# START OF COLLECTED MATERIAL
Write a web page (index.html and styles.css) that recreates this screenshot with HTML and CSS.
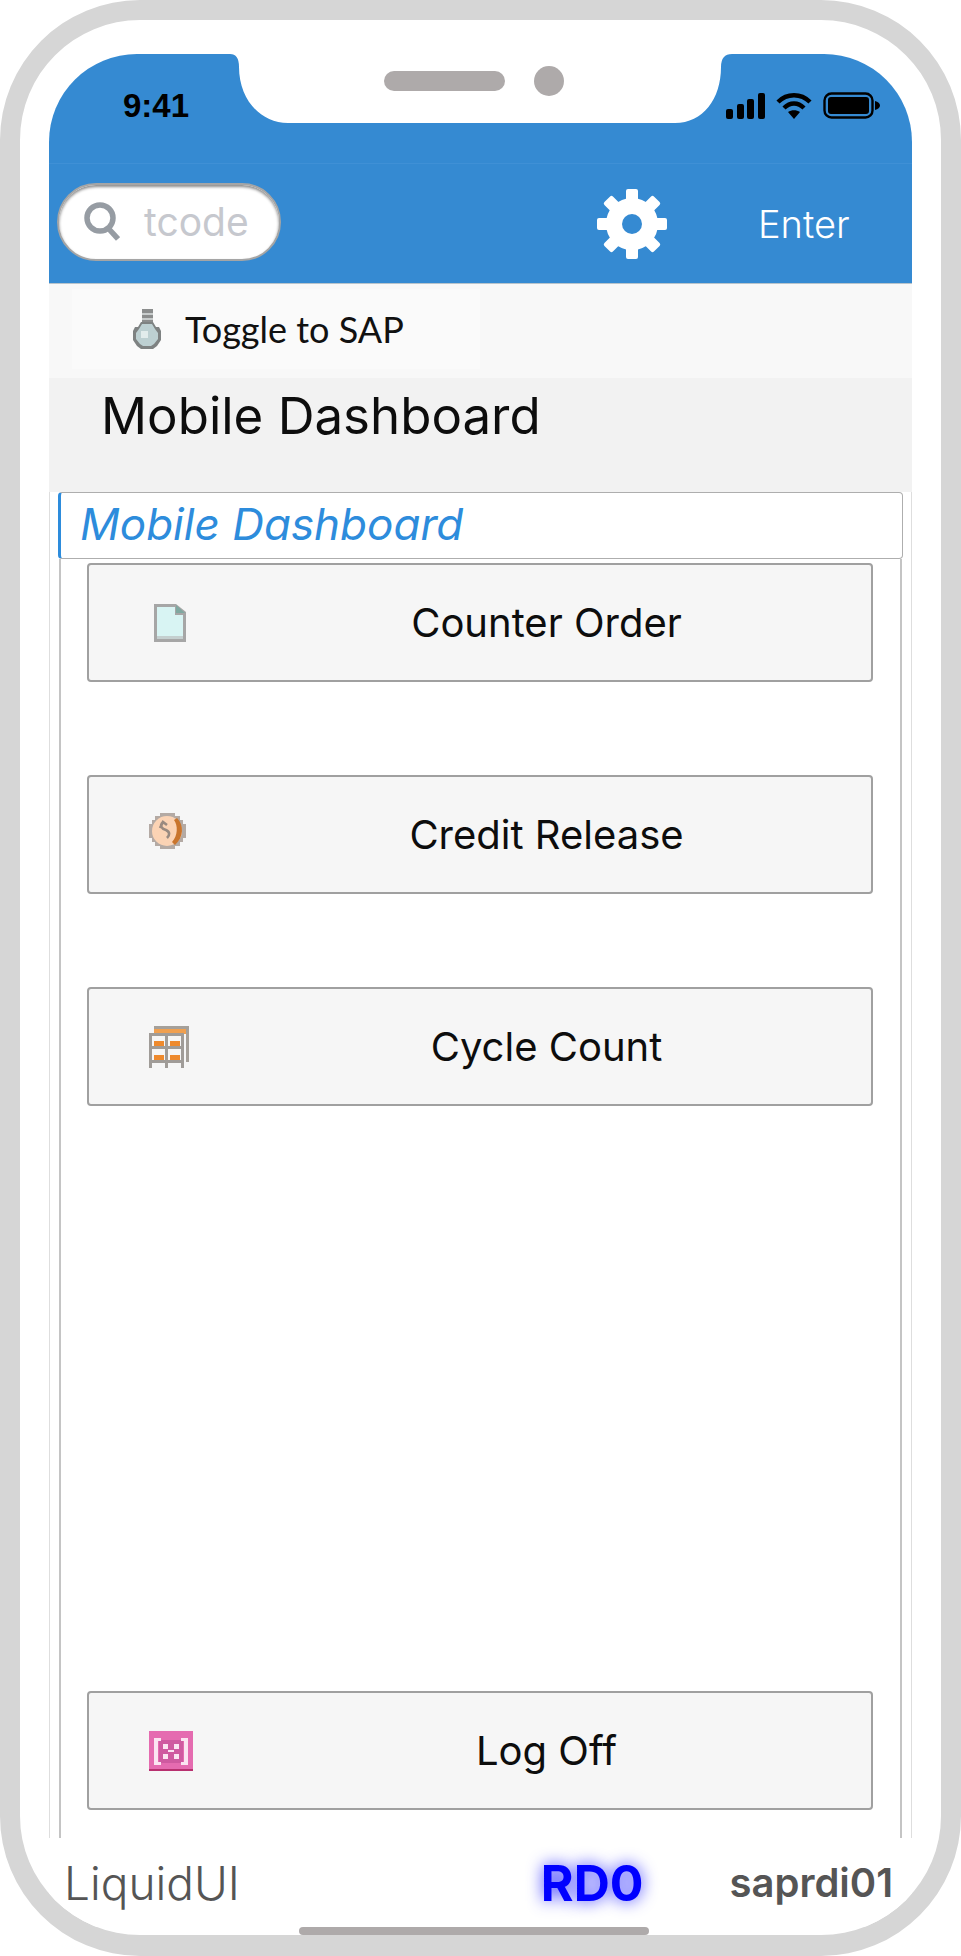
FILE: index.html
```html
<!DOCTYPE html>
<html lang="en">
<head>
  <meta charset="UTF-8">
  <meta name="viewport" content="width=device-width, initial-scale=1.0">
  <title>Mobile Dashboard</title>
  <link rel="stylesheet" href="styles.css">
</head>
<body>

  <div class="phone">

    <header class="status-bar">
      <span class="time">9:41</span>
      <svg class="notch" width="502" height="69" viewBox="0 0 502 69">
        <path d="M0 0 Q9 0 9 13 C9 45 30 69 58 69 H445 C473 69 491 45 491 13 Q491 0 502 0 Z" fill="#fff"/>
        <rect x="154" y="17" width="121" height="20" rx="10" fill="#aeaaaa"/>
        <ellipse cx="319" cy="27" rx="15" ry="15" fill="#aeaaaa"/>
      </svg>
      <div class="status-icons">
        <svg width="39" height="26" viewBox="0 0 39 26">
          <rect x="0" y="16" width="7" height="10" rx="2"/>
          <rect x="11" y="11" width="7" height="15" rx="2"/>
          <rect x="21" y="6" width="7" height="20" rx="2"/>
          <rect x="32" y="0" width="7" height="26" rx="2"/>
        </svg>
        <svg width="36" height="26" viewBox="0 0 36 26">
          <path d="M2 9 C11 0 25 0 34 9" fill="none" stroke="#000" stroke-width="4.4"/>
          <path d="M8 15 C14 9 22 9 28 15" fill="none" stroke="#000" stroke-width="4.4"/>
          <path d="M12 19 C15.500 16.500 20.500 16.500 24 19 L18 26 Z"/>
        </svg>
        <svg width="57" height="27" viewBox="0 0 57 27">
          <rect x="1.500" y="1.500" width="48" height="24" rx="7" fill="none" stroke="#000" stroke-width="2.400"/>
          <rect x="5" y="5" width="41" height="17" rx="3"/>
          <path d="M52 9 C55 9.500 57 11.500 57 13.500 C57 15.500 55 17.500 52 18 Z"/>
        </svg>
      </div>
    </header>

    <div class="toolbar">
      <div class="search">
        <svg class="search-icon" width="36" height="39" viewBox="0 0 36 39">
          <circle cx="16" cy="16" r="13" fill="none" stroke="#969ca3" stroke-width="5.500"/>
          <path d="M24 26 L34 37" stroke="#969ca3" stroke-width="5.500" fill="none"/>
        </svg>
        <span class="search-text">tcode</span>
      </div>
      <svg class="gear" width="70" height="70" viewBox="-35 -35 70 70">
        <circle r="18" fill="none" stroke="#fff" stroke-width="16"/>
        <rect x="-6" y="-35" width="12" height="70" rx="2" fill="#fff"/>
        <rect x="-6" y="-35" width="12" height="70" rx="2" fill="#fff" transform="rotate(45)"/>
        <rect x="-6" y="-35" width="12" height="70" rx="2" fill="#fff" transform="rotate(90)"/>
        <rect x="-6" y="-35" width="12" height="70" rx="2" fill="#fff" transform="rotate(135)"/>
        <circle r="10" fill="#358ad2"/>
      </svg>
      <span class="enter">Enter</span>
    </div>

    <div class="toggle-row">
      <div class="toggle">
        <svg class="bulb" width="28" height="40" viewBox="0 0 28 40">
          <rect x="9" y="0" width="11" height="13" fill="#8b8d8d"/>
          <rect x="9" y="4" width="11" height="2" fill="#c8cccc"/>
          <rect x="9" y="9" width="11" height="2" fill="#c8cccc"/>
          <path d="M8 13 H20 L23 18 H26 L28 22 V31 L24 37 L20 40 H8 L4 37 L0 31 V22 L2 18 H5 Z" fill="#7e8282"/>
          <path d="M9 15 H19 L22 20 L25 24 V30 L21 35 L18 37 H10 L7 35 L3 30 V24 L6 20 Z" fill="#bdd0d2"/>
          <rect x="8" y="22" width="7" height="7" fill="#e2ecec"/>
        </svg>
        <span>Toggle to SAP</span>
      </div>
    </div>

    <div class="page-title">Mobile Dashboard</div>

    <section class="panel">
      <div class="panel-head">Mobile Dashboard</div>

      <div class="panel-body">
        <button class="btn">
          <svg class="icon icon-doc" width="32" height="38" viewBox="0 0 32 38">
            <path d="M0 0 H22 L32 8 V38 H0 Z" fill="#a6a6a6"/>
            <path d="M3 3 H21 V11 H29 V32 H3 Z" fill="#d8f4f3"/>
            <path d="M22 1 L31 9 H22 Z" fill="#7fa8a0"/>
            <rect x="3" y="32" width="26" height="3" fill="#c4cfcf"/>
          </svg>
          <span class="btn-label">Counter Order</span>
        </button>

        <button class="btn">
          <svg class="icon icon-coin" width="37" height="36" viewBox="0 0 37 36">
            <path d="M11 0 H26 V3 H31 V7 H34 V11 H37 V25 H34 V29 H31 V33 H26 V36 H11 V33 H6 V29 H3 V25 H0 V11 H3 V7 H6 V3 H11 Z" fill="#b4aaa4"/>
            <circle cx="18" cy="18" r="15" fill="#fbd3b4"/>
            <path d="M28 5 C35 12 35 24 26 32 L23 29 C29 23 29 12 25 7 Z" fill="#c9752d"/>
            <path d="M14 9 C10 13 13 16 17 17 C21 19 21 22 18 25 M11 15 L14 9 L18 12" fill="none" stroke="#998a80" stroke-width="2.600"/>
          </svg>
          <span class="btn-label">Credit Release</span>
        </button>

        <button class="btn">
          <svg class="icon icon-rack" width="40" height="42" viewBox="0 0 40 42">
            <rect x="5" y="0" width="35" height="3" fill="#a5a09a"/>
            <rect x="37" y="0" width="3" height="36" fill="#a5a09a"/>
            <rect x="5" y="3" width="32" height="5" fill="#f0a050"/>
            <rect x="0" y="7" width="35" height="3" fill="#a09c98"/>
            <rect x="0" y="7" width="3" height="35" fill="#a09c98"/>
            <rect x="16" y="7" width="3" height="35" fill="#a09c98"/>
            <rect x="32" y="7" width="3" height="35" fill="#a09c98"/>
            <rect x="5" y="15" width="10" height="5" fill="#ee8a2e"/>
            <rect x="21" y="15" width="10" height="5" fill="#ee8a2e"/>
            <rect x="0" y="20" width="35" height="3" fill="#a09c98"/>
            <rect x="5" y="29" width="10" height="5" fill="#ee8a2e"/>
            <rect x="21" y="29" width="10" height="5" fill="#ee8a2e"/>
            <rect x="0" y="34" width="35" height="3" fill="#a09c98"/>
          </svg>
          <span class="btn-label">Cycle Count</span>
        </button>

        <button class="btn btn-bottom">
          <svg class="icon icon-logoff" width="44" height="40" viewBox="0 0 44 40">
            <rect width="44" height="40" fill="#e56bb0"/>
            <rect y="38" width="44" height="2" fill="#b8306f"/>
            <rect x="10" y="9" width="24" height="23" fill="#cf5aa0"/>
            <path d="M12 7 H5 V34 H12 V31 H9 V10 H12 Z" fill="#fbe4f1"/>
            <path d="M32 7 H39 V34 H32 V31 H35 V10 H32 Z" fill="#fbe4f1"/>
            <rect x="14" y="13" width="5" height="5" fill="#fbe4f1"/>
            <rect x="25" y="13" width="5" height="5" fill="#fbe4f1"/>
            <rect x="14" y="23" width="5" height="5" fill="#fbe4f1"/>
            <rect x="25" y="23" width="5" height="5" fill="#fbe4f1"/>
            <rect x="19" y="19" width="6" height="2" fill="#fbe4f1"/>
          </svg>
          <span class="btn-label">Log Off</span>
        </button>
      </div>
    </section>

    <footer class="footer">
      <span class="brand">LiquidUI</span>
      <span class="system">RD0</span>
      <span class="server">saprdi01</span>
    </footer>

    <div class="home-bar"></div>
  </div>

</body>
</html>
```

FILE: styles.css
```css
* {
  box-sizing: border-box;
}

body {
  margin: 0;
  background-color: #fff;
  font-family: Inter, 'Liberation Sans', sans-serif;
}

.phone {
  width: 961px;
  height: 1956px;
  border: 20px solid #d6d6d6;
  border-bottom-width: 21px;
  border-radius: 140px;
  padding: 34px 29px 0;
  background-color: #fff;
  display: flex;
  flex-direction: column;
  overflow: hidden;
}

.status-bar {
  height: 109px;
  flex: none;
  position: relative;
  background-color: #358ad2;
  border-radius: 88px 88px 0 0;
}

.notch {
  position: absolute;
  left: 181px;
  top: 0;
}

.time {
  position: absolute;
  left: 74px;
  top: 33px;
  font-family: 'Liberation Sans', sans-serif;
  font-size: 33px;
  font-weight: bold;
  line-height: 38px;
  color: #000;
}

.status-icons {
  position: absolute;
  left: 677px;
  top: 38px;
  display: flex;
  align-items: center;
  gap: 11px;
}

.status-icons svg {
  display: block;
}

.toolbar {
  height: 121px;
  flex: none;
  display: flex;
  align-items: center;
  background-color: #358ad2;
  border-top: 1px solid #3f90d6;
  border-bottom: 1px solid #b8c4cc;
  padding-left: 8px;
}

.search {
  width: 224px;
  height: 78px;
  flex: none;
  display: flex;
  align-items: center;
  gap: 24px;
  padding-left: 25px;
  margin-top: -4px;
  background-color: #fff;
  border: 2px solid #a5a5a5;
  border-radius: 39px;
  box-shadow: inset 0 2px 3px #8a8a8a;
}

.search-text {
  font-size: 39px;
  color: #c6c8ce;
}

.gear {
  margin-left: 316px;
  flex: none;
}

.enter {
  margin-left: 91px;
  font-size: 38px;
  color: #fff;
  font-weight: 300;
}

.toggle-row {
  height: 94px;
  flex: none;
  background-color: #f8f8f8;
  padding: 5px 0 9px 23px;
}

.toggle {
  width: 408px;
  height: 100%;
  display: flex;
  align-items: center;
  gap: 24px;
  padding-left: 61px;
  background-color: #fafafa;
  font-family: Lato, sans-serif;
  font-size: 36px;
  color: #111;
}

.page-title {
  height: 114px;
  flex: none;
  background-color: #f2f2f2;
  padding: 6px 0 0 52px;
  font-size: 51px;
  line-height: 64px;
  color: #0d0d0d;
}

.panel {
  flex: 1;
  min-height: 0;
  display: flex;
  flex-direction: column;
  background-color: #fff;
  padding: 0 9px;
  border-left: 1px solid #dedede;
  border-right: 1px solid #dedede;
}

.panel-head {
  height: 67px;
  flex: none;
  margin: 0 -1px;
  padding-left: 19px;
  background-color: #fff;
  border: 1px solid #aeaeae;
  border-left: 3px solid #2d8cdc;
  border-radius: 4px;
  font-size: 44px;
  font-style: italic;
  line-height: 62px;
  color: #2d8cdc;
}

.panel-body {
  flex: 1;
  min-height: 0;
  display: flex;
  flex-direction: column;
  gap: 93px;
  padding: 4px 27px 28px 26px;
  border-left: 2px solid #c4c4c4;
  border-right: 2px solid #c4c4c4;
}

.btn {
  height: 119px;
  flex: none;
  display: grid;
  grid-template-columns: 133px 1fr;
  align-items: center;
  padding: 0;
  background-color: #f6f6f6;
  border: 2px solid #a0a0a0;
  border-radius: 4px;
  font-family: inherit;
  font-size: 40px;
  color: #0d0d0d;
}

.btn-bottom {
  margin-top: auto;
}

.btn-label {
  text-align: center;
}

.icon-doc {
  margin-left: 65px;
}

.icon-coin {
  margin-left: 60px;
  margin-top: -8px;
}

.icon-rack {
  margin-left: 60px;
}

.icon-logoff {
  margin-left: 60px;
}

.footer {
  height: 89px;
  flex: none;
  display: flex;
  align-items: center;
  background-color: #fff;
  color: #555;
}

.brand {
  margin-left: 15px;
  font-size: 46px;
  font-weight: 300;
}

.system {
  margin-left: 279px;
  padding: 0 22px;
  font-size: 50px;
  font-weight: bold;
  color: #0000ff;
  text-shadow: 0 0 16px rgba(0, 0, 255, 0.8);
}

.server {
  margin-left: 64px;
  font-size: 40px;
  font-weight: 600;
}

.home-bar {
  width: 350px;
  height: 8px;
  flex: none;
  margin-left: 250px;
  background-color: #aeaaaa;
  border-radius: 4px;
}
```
# END OF COLLECTED MATERIAL
TASK »
From the material given, work out how many lines hold the string "styles"; state that number and nothing further.

EXERCISE RESULT »
3